* [What is being asked] Write out the records below from the first line through the line containing "import React from", leaving out any pictures.

[Entries taken from a collection]

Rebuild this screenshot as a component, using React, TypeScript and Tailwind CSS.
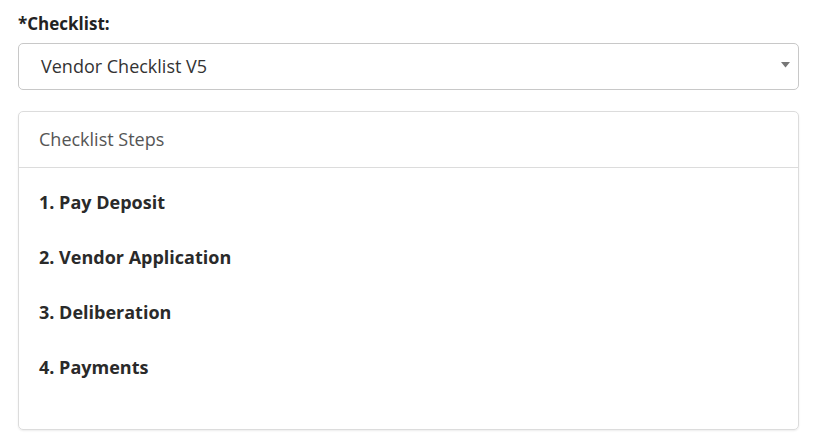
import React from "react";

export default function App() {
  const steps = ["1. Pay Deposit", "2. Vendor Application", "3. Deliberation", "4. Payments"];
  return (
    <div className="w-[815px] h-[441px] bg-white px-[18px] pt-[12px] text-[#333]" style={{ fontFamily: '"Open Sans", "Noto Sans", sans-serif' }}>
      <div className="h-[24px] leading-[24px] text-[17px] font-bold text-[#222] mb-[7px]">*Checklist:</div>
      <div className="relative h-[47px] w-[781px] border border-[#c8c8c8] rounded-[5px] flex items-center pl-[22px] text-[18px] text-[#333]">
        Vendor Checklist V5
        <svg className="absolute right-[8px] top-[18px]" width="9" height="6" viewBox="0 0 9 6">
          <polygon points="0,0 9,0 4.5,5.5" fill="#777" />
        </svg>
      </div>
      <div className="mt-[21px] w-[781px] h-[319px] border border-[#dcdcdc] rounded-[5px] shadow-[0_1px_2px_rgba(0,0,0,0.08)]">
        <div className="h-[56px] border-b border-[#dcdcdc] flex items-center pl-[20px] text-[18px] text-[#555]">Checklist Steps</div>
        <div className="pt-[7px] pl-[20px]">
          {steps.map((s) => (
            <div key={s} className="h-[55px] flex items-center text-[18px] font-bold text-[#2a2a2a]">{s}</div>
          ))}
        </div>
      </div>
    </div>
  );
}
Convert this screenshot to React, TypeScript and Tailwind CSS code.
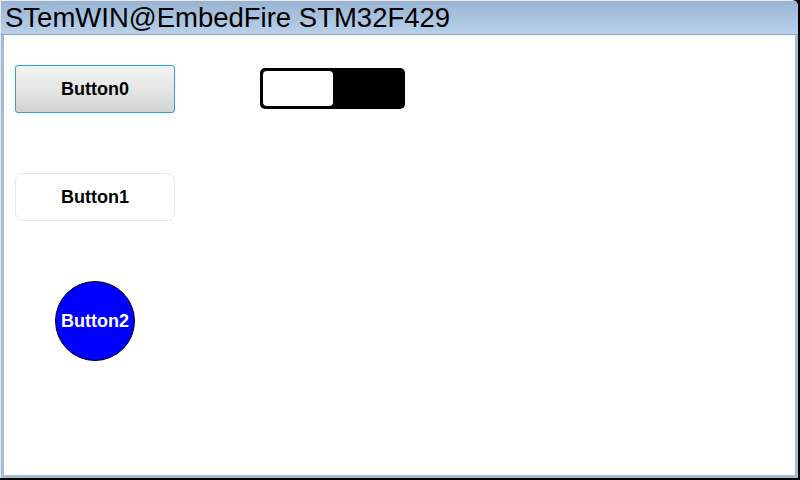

* [Full solution]
Rebuild this screenshot as a component, using React, TypeScript and Tailwind CSS.
import React from "react";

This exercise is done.